Exercise brief
Tally the lines that hold the string "styles", and reply with the count alone.
* Begin *
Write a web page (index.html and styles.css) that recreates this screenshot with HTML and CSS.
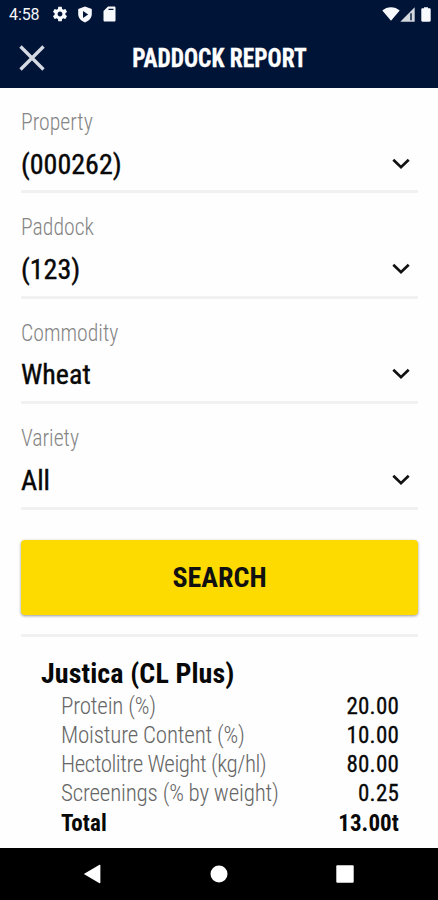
FILE: index.html
```html
<!DOCTYPE html>
<html>
<head>
<meta charset="utf-8">
<title>Paddock Report</title>
<link rel="stylesheet" href="styles.css">
</head>
<body>

<div class="status">
	<span class="time">4:58</span>
	<svg class="gear" width="18" height="18" viewBox="0 0 24 24"><path d="M19.14 12.94c.04-.3.06-.61.06-.94 0-.32-.02-.64-.07-.94l2.03-1.58c.18-.14.23-.41.12-.61l-1.92-3.32c-.12-.22-.37-.29-.59-.22l-2.39.96c-.5-.38-1.03-.7-1.62-.94l-.36-2.54c-.04-.24-.24-.41-.48-.41h-3.84c-.24 0-.43.17-.47.41l-.36 2.54c-.59.24-1.13.57-1.62.94l-2.39-.96c-.22-.08-.47 0-.59.22L2.74 8.87c-.12.21-.08.47.12.61l2.03 1.58c-.05.3-.09.63-.09.94s.02.64.07.94l-2.03 1.58c-.18.14-.23.41-.12.61l1.92 3.32c.12.22.37.29.59.22l2.39-.96c.5.38 1.03.7 1.62.94l.36 2.54c.05.24.24.41.48.41h3.84c.24 0 .44-.17.47-.41l.36-2.54c.59-.24 1.13-.56 1.62-.94l2.39.96c.22.08.47 0 .59-.22l1.92-3.32c.12-.22.07-.47-.12-.61l-2.01-1.58zM12 15.2c-1.760 0-3.200-1.440-3.200-3.200s1.440-3.200 3.200-3.200 3.200 1.440 3.200 3.200-1.440 3.200-3.200 3.200z"/></svg>
	<svg class="shield" width="16" height="17" viewBox="0 0 16 17"><path fill-rule="evenodd" d="M8 .6 14.8 3v5c0 4-2.900 6.900-6.800 8.400C4.100 14.900 1.200 12 1.200 8V3zM6 5v7l5.200-3.500z"/></svg>
	<svg class="card" width="13" height="16" viewBox="0 0 13 16"><path fill-rule="evenodd" d="M5 .5h6.200c.8 0 1.300.5 1.300 1.300v12.400c0 .8-.5 1.300-1.300 1.300H1.800C1 15.500.5 15 .5 14.200V5zM5.500 2.800v1.200h5V2.800z"/></svg>
	<span class="space"></span>
	<svg class="wifi" width="18" height="14" viewBox="0 0 18 14"><path d="M9 13.800.3 3.600C5-.9 13-.9 17.700 3.600z"/></svg>
	<svg class="signal" width="15" height="15" viewBox="0 0 15 15"><path d="M.3 14.800 14.700.3v14.500z" opacity=".85"/><path d="M10.300 6.200h1.400v7h-1.400z" fill="#001438"/></svg>
	<svg class="battery" width="10" height="15" viewBox="0 0 10 15"><path d="M3 .2h4v1h1.500c.7 0 1.200.5 1.200 1.200v11.200c0 .7-.5 1.200-1.200 1.200h-7c-.7 0-1.200-.5-1.200-1.200V2.400c0-.7.5-1.200 1.200-1.200H3z"/></svg>
</div>

<div class="header">
	<svg class="close" width="26" height="26" viewBox="0 0 26 26"><path d="M1.500 1.500l23 23M24.500 1.500l-23 23"/></svg>
	<h1>PADDOCK REPORT</h1>
</div>

<div class="content">
	<div class="field">
		<label>Property</label>
		<div class="select">(000262)<svg class="arrow" width="18" height="12" viewBox="0 0 18 12"><path d="M1.300 1.800 9 9.200l7.700-7.400"/></svg></div>
	</div>
	<div class="field">
		<label>Paddock</label>
		<div class="select">(123)<svg class="arrow" width="18" height="12" viewBox="0 0 18 12"><path d="M1.300 1.800 9 9.200l7.700-7.400"/></svg></div>
	</div>
	<div class="field">
		<label>Commodity</label>
		<div class="select">Wheat<svg class="arrow" width="18" height="12" viewBox="0 0 18 12"><path d="M1.300 1.800 9 9.200l7.700-7.400"/></svg></div>
	</div>
	<div class="field">
		<label>Variety</label>
		<div class="select">All<svg class="arrow" width="18" height="12" viewBox="0 0 18 12"><path d="M1.300 1.800 9 9.200l7.700-7.400"/></svg></div>
	</div>

	<button class="search">SEARCH</button>

	<div class="results">
		<h2>Justica (CL Plus)</h2>
		<div class="row"><span>Protein (%)</span><b>20.00</b></div>
		<div class="row"><span>Moisture Content (%)</span><b>10.00</b></div>
		<div class="row"><span class="tight">Hectolitre Weight (kg/hl)</span><b>80.00</b></div>
		<div class="row"><span>Screenings (% by weight)</span><b>0.25</b></div>
		<div class="row total"><span>Total</span><b>13.00t</b></div>
	</div>
</div>

<div class="navbar">
	<svg width="18" height="20" viewBox="0 0 18 20"><path d="M.8 10 16.500.8q.9-.3.900.6v17.200q0 .9-.9.600z"/></svg>
	<svg width="18" height="18" viewBox="0 0 18 18"><circle cx="9" cy="9" r="8.500"/></svg>
	<svg width="18" height="18" viewBox="0 0 18 18"><rect x=".3" y=".3" width="17.400" height="17.400" rx="1"/></svg>
</div>

</body>
</html>
```
FILE: styles.css
```css
* {
	box-sizing:border-box;
}
body {
	margin:0;
	height:900px;
	display:flex;
	flex-direction:column;
	overflow:hidden;
	font-family:Roboto, "Liberation Sans", sans-serif;
	font-stretch:75%;
	background-color:#fefefe;
	color:#080808;
}
svg {
	display:block;
	flex:none;
}
.status {
	display:flex;
	align-items:center;
	height:28px;
	padding:0 7px 0 9px;
	background-color:#001438;
	color:#f4f6fa;
	fill:#f8f9fc;
}
.time {
	width:42px;
	font-size:16px;
	font-stretch:100%;
	letter-spacing:-0.1px;
}
.shield {
	margin-left:8px;
}
.card {
	margin-left:10px;
}
.space {
	flex:1;
}
.battery {
	margin-left:6px;
}
.header {
	display:grid;
	grid-template-columns:60px 1fr 60px;
	align-items:center;
	height:60px;
	background-color:#001438;
	color:white;
}
.close {
	margin-left:19px;
	fill:none;
	stroke:#d5d9e2;
	stroke-width:3.300;
}
h1 {
	margin:0 0 1px 1px;
	font-size:26px;
	line-height:30px;
	font-weight:700;
	text-align:center;
	transform:scaleX(0.9);
	-webkit-text-stroke:0.3px white;
}
.content {
	flex:1;
	padding:0 20px 0 21px;
}
.field {
	height:105.400px;
	padding-top:19px;
	border-bottom:3px solid #f1f1f1;
}
label {
	display:block;
	font-size:24px;
	line-height:30px;
	font-weight:300;
	color:#858585;
	transform:scaleX(0.905);
	transform-origin:left;
}
.select {
	display:flex;
	align-items:center;
	justify-content:space-between;
	height:54px;
	padding-right:8px;
	font-size:28px;
	-webkit-text-stroke:0.4px #080808;
}
.arrow {
	fill:none;
	stroke:#111;
	stroke-width:2.700;
	margin-top:-1px;
}
.search {
	display:block;
	width:100%;
	height:75px;
	margin:30px 0 19px;
	padding:0;
	border:none;
	border-radius:4px;
	background-color:#fddb00;
	color:#111;
	font:700 28px Roboto, sans-serif;
	font-stretch:75%;
	box-shadow:0 1px 3px rgba(0, 0, 0, 0.4);
}
.results {
	padding:20px 19px 0 20px;
	border-top:3px solid #f1f1f1;
}
h2 {
	margin:0 0 2px;
	font-size:28px;
	line-height:33px;
	font-weight:700;
	letter-spacing:0.1px;
}
.row {
	display:flex;
	justify-content:space-between;
	padding-left:20px;
	font-size:23px;
	line-height:29.300px;
	font-weight:300;
	letter-spacing:-0.2px;
	color:#666;
}
.row .tight {
	letter-spacing:-0.48px;
}
.row b {
	font-weight:400;
	letter-spacing:0.2px;
	color:#080808;
	-webkit-text-stroke:0.3px #080808;
}
.row.total span, .row.total b {
	font-weight:700;
	letter-spacing:0.1px;
	color:#080808;
	-webkit-text-stroke:0;
}
.navbar {
	display:flex;
	justify-content:space-between;
	align-items:center;
	height:52.500px;
	padding:0 84px 0 83px;
	background-color:black;
	fill:white;
}
```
* End *
Task answer
3